L’opera fu poi ripresentata nel 1903 alla mostra annuale della Società degli Amatori e Cultori – quell’anno alla sua prima edizione dichiaratamente “internazionale” grazie alla nuova direzione artistica del conte Enrico di San Martino – insieme ad altri quattro dipinti4, tra cui va segnalato Chioggiotte (fig. 3), opera dalla sensibilità poetica affine al dipinto in esame, realizzata anch’essa al volgere del secolo. Ancora nel 1903 Innocenti esordiva alla Biennale di Venezia5, alle cui successive edizioni avrebbe avuto un ruolo di assoluto rilievo 6, riscuotendo un successo travolgente che si interruppe solo con la cesura drammatica della prima guerra mondiale.
Manuel Carrera
Il dipinto è soggetto a notifica da parte del Ministero per i Beni e le Attività Culturali e del Turismo ai sensi del D.Lgs. n. 42 del 22 Gennaio 2004.
1Cfr. M. Carrera, Camillo Innocenti prima della Secessione: incontri e scambi tra arte e letteratura, in M. Carrera, J. Nigro Covre (a cura di), Secessione romana 1913-2013: temi e problemi, Roma 2013, pp. 41-51.
2C. Innocenti, Ricordi d’arte e di vita, Roma 1959, pp. 55-56.
3Per un approfondimento, si veda M. Carrera (a cura di), Le muse di Anticoli Corrado: ritratti e storie di modelle anticolane da De Carolis a Pirandello, Roma 2017.

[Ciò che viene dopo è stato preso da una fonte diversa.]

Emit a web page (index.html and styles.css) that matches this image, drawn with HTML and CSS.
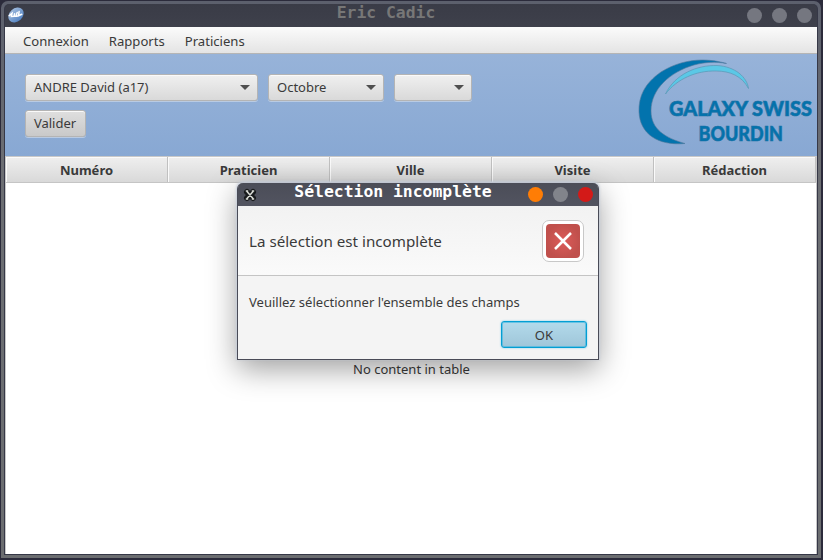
FILE: index.html
```html
<!DOCTYPE html>
<html lang="fr">
<head>
<meta charset="utf-8">
<title>Eric Cadic</title>
<link rel="stylesheet" href="styles.css">
</head>
<body>
<div class="window">
  <div class="frame">
    <header class="titlebar">
      <svg class="app-icon" width="16" height="16" viewBox="0 0 16 16"><defs><linearGradient id="globe" x2="0" y2="1"><stop offset="0" stop-color="#a0bbdd"/><stop offset="1" stop-color="#5484c4"/></linearGradient></defs><ellipse cx="8" cy="8" rx="8.5" ry="6.6" transform="rotate(-43 8 8)" fill="url(#globe)"/><path d="M1.2 8.6 4 6.3 3.4 9.500 6 9.200 6.600 6.800M6.300 9.300 8 9.100 9.200 5.400M8.400 9.300 10.500 8.800 11.100 4.600M11 8.500 13.800 7.200" fill="none" stroke="#fff" stroke-width="1.500" stroke-linecap="round"/></svg>
      <h1>Eric Cadic</h1>
      <div class="dots"><i></i><i></i><i></i></div>
    </header>
    <nav class="menu"><span>Connexion</span><span>Rapports</span><span>Praticiens</span></nav>
    <section class="toolbar">
      <div class="controls">
        <div class="row">
          <div class="combo visitor">ANDRE David (a17)</div>
          <div class="combo month">Octobre</div>
          <div class="combo year"></div>
        </div>
        <button class="btn">Valider</button>
      </div>
      <svg class="logo" width="180" height="90" viewBox="636 56 180 90">
        <path d="M726.5 63.500C704 57 681 59.500 661 72C645 83 638.500 96 639 112C640 134 658 146 685 143.500C665 138 651 129 651 111C651 89 670 72 694 65C705 62 716 61.500 726.500 63.500Z" fill="#0273ad" stroke="#50799c" stroke-width=".6"/>
        <path d="M665.500 94C675 74 697 65 717 65.500C735 66.500 747 77 748.500 88.500C742 76 730 71 716 71C696 70.500 677 79 665.500 94Z" fill="#5bc8e6" stroke="#5c97b5" stroke-width=".7"/>
        <text x="669" y="116.300" textLength="143" lengthAdjust="spacingAndGlyphs">GALAXY SWISS</text>
        <text x="698.500" y="140.500" textLength="84.500" lengthAdjust="spacingAndGlyphs">BOURDIN</text>
      </svg>
    </section>
    <section class="table">
      <div class="thead"><span>Numéro</span><span>Praticien</span><span>Ville</span><span>Visite</span><span>Rédaction</span></div>
      <div class="empty">No content in table</div>
    </section>
  </div>
</div>
<div class="dialog">
  <header class="dialog-title">
    <svg class="x-icon" width="14" height="14" viewBox="0 0 14 14"><path d="M4 4 10 10M10 4 4 10" stroke="#191b1d" stroke-width="6" stroke-linecap="round"/><path d="M4 3.500 10 10.500M10 3.500 4 10.500M2.800 3h2.400M8.800 3h2.400M2.800 11h2.400M8.800 11h2.400" stroke="#d9dbd5" stroke-width="1.500"/></svg>
    <h2>Sélection incomplète</h2>
    <div class="dots"><i class="orange"></i><i class="gray"></i><i class="red"></i></div>
  </header>
  <div class="dialog-head">
    <p>La sélection est incomplète</p>
    <svg width="42" height="42" viewBox="0 0 42 42"><defs><radialGradient id="err"><stop offset="0" stop-color="#dc5b59"/><stop offset="1" stop-color="#c0504c"/></radialGradient></defs><rect x=".5" y=".5" width="41" height="41" rx="6.500" fill="#fff" stroke="#c8c8c8"/><rect x="4" y="4" width="34" height="34" rx="4" fill="url(#err)"/><path d="M13 13 29 29M29 13 13 29" stroke="#fff" stroke-width="2.500"/></svg>
  </div>
  <div class="dialog-body">
    <p>Veuillez sélectionner l'ensemble des champs</p>
    <button class="ok">OK</button>
  </div>
</div>
</body>
</html>
```
FILE: styles.css
```css
* { box-sizing: border-box; }
body {
  margin: 0;
  width: 823px;
  height: 560px;
  padding: 1px 2px 2px 1px;
  overflow: hidden;
  background: #2b2b3b;
  font: 13px/18px "Noto Sans", sans-serif;
  color: #3a3a3a;
}
h1, h2, p { margin: 0; }
.window {
  height: 557px;
  width: 820px;
  padding: 3px;
  border-radius: 7px 7px 0 0;
  background: linear-gradient(#5c606d, #6c6e73 30%, #6b6d70);
}
.frame {
  height: 551px;
  width: 814px;
  padding: 0 1px 1px;
  border-radius: 5px 5px 0 0;
  background: #363847;
  display: flex;
  flex-direction: column;
}
.titlebar {
  height: 23px;
  display: grid;
  grid-template-columns: 80px 1fr 80px;
  background: linear-gradient(#3a3c47, #3e404b);
  border-radius: 5px 5px 0 0;
}
.app-icon { margin: 3px 0 0 3px; }
h1, h2 {
  font: bold 16.4px/18px "DejaVu Sans Mono", monospace;
  text-align: center;
  white-space: pre;
}
h1 { color: #777; margin-left: -50px; }
.dots { display: flex; justify-content: flex-end; gap: 10px; padding: 4px 5px 0 0; }
.dots i { width: 15px; height: 15px; border-radius: 50%; background: #757780; }
.menu {
  height: 27px;
  display: flex;
  gap: 20px;
  padding: 5px 18px 0;
  font-size: 13.1px;
  background: linear-gradient(#fbfbfb, #e4e4e4);
  border-bottom: 1px solid #b5b5b5;
}
.toolbar {
  height: 102px;
  display: flex;
  justify-content: space-between;
  padding: 2px 1px 0 20px;
  background: linear-gradient(#97b3d9, #88a8d3);
}
.controls { padding-top: 18px; display: flex; flex-direction: column; gap: 9px; align-items: flex-start; }
.row { display: flex; gap: 10px; }
.combo, .btn {
  height: 27px;
  border: 1px solid #b4b4b4;
  border-radius: 3px;
  background: linear-gradient(#f0f0f0, #d9d9d9);
  box-shadow: inset 0 1px #fafafa, 0 1px #b9cbe3;
  padding: 2px 8px 4px;
}
.combo { display: flex; justify-content: space-between; align-items: center; }
.combo::after { content: ""; margin: 2px -1px 0 auto; border: 5px solid transparent; border-top-color: #4f4f4f; border-bottom: 0; }
.visitor { width: 233px; }
.month { width: 116px; }
.year { width: 78px; }
.btn {
  font: inherit;
  line-height: 17px;
  color: inherit;
  width: 61px;
  padding: 0 1px 0 0;
  background: linear-gradient(#dfdfdf, #c9c9c9);
}
.logo text { font: 900 20.5px "Lato", sans-serif; fill: #0273ad; stroke: #1d72a5; stroke-width: .7px; }
.table {
  flex: 1;
  border: 1px solid #c8c8c8;
  border-bottom: 0;
  background: #fff;
}
.thead {
  height: 26px;
  display: flex;
  border-bottom: 1px solid #c5c5c5;
  background: linear-gradient(#efefef, #d9d9d9);
}
.thead span {
  width: 162px;
  padding-top: 4px;
  text-align: center;
  font-weight: bold;
  border-right: 1px solid #c0c0c0;
  box-shadow: inset 1px 1px #fafafa;
}
.empty { padding: 177px 0 0 1px; text-align: center; }
.dialog {
  position: absolute;
  left: 237px;
  top: 183px;
  width: 362px;
  height: 177px;
  border: 1px solid #494b57;
  border-top: 0;
  border-radius: 6px 6px 0 0;
  background: #f4f4f4;
  box-shadow: 0 -1px 2px 1px rgba(196, 204, 218, .8), 0 9px 30px rgba(0, 0, 0, .38);
}
.dialog-title {
  height: 23px;
  display: grid;
  grid-template-columns: 40px 1fr 80px;
  border-radius: 5px 5px 0 0;
  background: linear-gradient(#4b4d58, #525460);
  color: #fff;
}
.x-icon { margin: 5px 0 0 5px; }
h2 { margin-left: -10px; }
.orange.orange { background: #ff7d05; }
.gray.gray { background: #82848b; }
.red.red { background: #d31a18; }
.dialog-head {
  height: 70px;
  display: flex;
  justify-content: space-between;
  align-items: center;
  padding: 0 14px 0 11px;
  font-size: 15.17px;
  background: linear-gradient(#f2f2f2, #fafafa);
  border-bottom: 1px solid #c4c4c4;
}
.dialog-body {
  height: 83px;
  padding: 17px 11px 0;
  display: flex;
  flex-direction: column;
  gap: 11px;
  font-size: 13.05px;
}
.ok {
  align-self: flex-end;
  width: 86px;
  height: 27px;
  margin-top: -1px;
  padding: 0;
  font: inherit;
  color: #3a3a3a;
  border: 1px solid #039ed3;
  border-radius: 3px;
  background: linear-gradient(#b3daeb, #9fc6d9);
  box-shadow: inset 0 0 0 1px rgba(53, 180, 224, .6), 0 0 2px #70c8e8;
}
```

4Gli altri dipinti erano Arianna, Plenilunio, Maestrale e Chioggiotte. Cfr. il catalogo della mostra, LXXIII Esposizione Internazionale di Belle Arti della Società Amatori e Cultori di Belle Arti, Roma 1903.
5L’artista esordiva esponendo tre dipinti: Aurora, La prima luce e il lavoratore della terra e Ritratto. Cfr. V Esposizione Internazionale d’Arte della Città di Venezia, Venezia 1903, p. 130, nn. 14-16.
6Nel 1909 l’artista ebbe una personale presentata da Ugo Ojetti, dove espose con grande successo venti dipinti in una sala a lui interamente dedicata. Si veda U. Ojetti, Mostra individuale di Camillo Innocenti, in VIII Esposizione Internazionale d’Arte della Città di Venezia, 1909, Venezia 1909, pp. 79-82.